■ WRITTEN TASK ■
Repeat each entry as written, dropping any picture you find.

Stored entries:
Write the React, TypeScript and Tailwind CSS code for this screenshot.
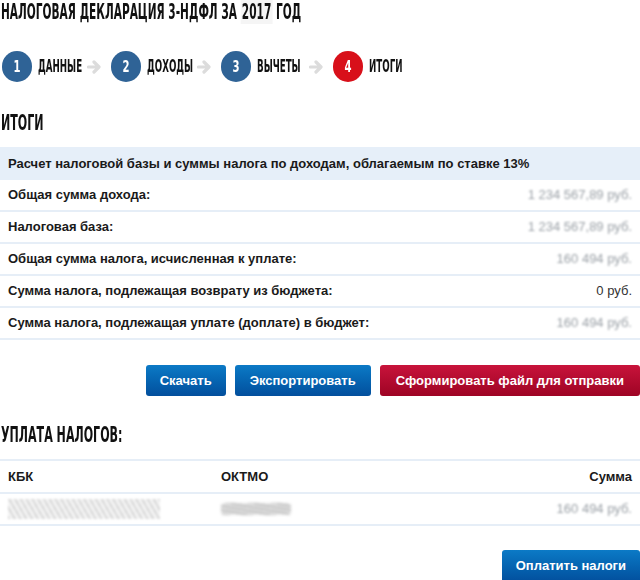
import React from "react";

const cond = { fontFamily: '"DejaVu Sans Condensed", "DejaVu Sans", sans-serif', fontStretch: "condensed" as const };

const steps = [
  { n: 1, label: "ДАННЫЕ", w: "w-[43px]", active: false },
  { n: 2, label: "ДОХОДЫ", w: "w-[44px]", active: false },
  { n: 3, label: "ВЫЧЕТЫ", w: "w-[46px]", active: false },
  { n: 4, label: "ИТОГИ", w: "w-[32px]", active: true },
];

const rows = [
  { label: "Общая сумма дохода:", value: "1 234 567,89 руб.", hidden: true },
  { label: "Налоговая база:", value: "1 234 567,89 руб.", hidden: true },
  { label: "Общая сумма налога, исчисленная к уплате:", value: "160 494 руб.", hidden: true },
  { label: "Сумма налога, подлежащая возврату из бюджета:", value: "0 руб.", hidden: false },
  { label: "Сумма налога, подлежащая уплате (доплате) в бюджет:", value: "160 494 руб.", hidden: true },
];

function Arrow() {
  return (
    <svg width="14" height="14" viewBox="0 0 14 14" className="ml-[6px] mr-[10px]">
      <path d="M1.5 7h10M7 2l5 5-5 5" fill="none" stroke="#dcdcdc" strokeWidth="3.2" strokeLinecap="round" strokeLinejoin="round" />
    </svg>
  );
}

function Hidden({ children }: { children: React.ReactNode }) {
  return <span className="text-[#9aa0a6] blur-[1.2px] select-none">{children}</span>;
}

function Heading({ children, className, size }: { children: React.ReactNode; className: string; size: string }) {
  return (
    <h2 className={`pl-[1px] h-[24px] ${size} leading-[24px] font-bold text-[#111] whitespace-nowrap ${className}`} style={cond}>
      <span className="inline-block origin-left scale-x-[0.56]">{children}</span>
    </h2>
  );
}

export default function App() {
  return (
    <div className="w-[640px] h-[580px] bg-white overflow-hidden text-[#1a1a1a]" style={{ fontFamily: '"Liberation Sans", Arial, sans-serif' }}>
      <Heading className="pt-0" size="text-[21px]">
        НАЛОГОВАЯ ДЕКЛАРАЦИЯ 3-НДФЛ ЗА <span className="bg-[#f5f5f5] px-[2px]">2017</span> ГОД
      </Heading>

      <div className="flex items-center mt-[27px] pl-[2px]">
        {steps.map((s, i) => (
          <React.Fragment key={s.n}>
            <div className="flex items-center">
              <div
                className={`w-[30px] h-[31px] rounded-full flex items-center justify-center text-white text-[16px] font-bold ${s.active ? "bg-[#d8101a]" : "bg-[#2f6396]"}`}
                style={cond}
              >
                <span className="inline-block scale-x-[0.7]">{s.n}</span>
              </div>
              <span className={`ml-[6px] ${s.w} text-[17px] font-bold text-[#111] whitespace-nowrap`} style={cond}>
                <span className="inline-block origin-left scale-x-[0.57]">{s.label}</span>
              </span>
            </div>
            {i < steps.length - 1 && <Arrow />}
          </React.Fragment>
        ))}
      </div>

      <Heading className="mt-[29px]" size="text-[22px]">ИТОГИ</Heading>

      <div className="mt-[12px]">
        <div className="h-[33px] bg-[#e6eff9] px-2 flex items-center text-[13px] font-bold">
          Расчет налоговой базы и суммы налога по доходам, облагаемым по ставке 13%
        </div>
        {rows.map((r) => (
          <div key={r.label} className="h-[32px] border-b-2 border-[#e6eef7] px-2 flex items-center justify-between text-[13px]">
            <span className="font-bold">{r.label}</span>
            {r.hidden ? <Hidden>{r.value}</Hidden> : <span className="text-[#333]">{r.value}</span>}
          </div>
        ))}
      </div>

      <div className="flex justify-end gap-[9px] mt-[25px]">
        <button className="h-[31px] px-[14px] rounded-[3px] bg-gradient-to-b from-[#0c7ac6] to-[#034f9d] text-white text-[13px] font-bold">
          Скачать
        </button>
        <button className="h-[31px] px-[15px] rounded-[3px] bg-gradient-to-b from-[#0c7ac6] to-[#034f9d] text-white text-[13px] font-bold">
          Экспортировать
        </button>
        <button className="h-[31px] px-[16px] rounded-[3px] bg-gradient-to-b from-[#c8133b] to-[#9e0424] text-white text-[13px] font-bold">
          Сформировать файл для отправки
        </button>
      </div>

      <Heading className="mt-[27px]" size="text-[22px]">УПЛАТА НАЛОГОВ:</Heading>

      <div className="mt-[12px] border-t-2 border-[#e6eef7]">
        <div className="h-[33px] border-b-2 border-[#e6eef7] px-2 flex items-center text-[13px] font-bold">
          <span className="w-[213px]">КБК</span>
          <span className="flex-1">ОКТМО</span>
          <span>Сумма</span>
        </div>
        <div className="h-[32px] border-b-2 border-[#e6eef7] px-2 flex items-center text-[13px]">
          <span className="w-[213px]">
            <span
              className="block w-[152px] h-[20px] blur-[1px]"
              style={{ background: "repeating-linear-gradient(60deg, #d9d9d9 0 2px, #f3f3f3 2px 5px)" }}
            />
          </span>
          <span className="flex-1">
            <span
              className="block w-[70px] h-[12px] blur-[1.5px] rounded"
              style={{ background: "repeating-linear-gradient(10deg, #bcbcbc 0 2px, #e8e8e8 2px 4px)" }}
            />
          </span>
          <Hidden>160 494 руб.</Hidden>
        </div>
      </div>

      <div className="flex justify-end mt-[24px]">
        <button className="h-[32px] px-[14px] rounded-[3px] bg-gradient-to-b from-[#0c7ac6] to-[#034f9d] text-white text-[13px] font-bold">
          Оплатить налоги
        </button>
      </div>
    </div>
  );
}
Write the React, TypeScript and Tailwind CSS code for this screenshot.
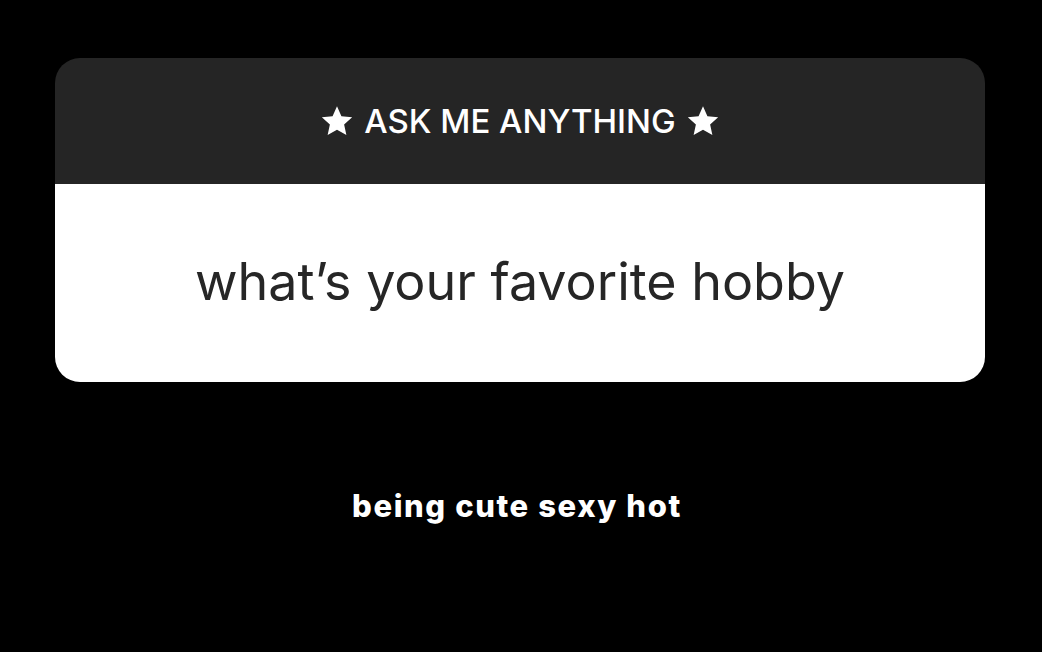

■ THE COMPLETED TASK ■
Write the React, TypeScript and Tailwind CSS code for this screenshot.
import React from "react";

const cond = { fontFamily: '"DejaVu Sans Condensed", "DejaVu Sans", sans-serif', fontStretch: "condensed" as const };

const steps = [
  { n: 1, label: "ДАННЫЕ", w: "w-[43px]", active: false },
  { n: 2, label: "ДОХОДЫ", w: "w-[44px]", active: false },
  { n: 3, label: "ВЫЧЕТЫ", w: "w-[46px]", active: false },
  { n: 4, label: "ИТОГИ", w: "w-[32px]", active: true },
];

const rows = [
  { label: "Общая сумма дохода:", value: "1 234 567,89 руб.", hidden: true },
  { label: "Налоговая база:", value: "1 234 567,89 руб.", hidden: true },
  { label: "Общая сумма налога, исчисленная к уплате:", value: "160 494 руб.", hidden: true },
  { label: "Сумма налога, подлежащая возврату из бюджета:", value: "0 руб.", hidden: false },
  { label: "Сумма налога, подлежащая уплате (доплате) в бюджет:", value: "160 494 руб.", hidden: true },
];

function Arrow() {
  return (
    <svg width="14" height="14" viewBox="0 0 14 14" className="ml-[6px] mr-[10px]">
      <path d="M1.5 7h10M7 2l5 5-5 5" fill="none" stroke="#dcdcdc" strokeWidth="3.2" strokeLinecap="round" strokeLinejoin="round" />
    </svg>
  );
}

function Hidden({ children }: { children: React.ReactNode }) {
  return <span className="text-[#9aa0a6] blur-[1.2px] select-none">{children}</span>;
}

function Heading({ children, className, size }: { children: React.ReactNode; className: string; size: string }) {
  return (
    <h2 className={`pl-[1px] h-[24px] ${size} leading-[24px] font-bold text-[#111] whitespace-nowrap ${className}`} style={cond}>
      <span className="inline-block origin-left scale-x-[0.56]">{children}</span>
    </h2>
  );
}

export default function App() {
  return (
    <div className="w-[640px] h-[580px] bg-white overflow-hidden text-[#1a1a1a]" style={{ fontFamily: '"Liberation Sans", Arial, sans-serif' }}>
      <Heading className="pt-0" size="text-[21px]">
        НАЛОГОВАЯ ДЕКЛАРАЦИЯ 3-НДФЛ ЗА <span className="bg-[#f5f5f5] px-[2px]">2017</span> ГОД
      </Heading>

      <div className="flex items-center mt-[27px] pl-[2px]">
        {steps.map((s, i) => (
          <React.Fragment key={s.n}>
            <div className="flex items-center">
              <div
                className={`w-[30px] h-[31px] rounded-full flex items-center justify-center text-white text-[16px] font-bold ${s.active ? "bg-[#d8101a]" : "bg-[#2f6396]"}`}
                style={cond}
              >
                <span className="inline-block scale-x-[0.7]">{s.n}</span>
              </div>
              <span className={`ml-[6px] ${s.w} text-[17px] font-bold text-[#111] whitespace-nowrap`} style={cond}>
                <span className="inline-block origin-left scale-x-[0.57]">{s.label}</span>
              </span>
            </div>
            {i < steps.length - 1 && <Arrow />}
          </React.Fragment>
        ))}
      </div>

      <Heading className="mt-[29px]" size="text-[22px]">ИТОГИ</Heading>

      <div className="mt-[12px]">
        <div className="h-[33px] bg-[#e6eff9] px-2 flex items-center text-[13px] font-bold">
          Расчет налоговой базы и суммы налога по доходам, облагаемым по ставке 13%
        </div>
        {rows.map((r) => (
          <div key={r.label} className="h-[32px] border-b-2 border-[#e6eef7] px-2 flex items-center justify-between text-[13px]">
            <span className="font-bold">{r.label}</span>
            {r.hidden ? <Hidden>{r.value}</Hidden> : <span className="text-[#333]">{r.value}</span>}
          </div>
        ))}
      </div>

      <div className="flex justify-end gap-[9px] mt-[25px]">
        <button className="h-[31px] px-[14px] rounded-[3px] bg-gradient-to-b from-[#0c7ac6] to-[#034f9d] text-white text-[13px] font-bold">
          Скачать
        </button>
        <button className="h-[31px] px-[15px] rounded-[3px] bg-gradient-to-b from-[#0c7ac6] to-[#034f9d] text-white text-[13px] font-bold">
          Экспортировать
        </button>
        <button className="h-[31px] px-[16px] rounded-[3px] bg-gradient-to-b from-[#c8133b] to-[#9e0424] text-white text-[13px] font-bold">
          Сформировать файл для отправки
        </button>
      </div>

      <Heading className="mt-[27px]" size="text-[22px]">УПЛАТА НАЛОГОВ:</Heading>

      <div className="mt-[12px] border-t-2 border-[#e6eef7]">
        <div className="h-[33px] border-b-2 border-[#e6eef7] px-2 flex items-center text-[13px] font-bold">
          <span className="w-[213px]">КБК</span>
          <span className="flex-1">ОКТМО</span>
          <span>Сумма</span>
        </div>
        <div className="h-[32px] border-b-2 border-[#e6eef7] px-2 flex items-center text-[13px]">
          <span className="w-[213px]">
            <span
              className="block w-[152px] h-[20px] blur-[1px]"
              style={{ background: "repeating-linear-gradient(60deg, #d9d9d9 0 2px, #f3f3f3 2px 5px)" }}
            />
          </span>
          <span className="flex-1">
            <span
              className="block w-[70px] h-[12px] blur-[1.5px] rounded"
              style={{ background: "repeating-linear-gradient(10deg, #bcbcbc 0 2px, #e8e8e8 2px 4px)" }}
            />
          </span>
          <Hidden>160 494 руб.</Hidden>
        </div>
      </div>

      <div className="flex justify-end mt-[24px]">
        <button className="h-[32px] px-[14px] rounded-[3px] bg-gradient-to-b from-[#0c7ac6] to-[#034f9d] text-white text-[13px] font-bold">
          Оплатить налоги
        </button>
      </div>
    </div>
  );
}
Write the React, TypeScript and Tailwind CSS code for this screenshot.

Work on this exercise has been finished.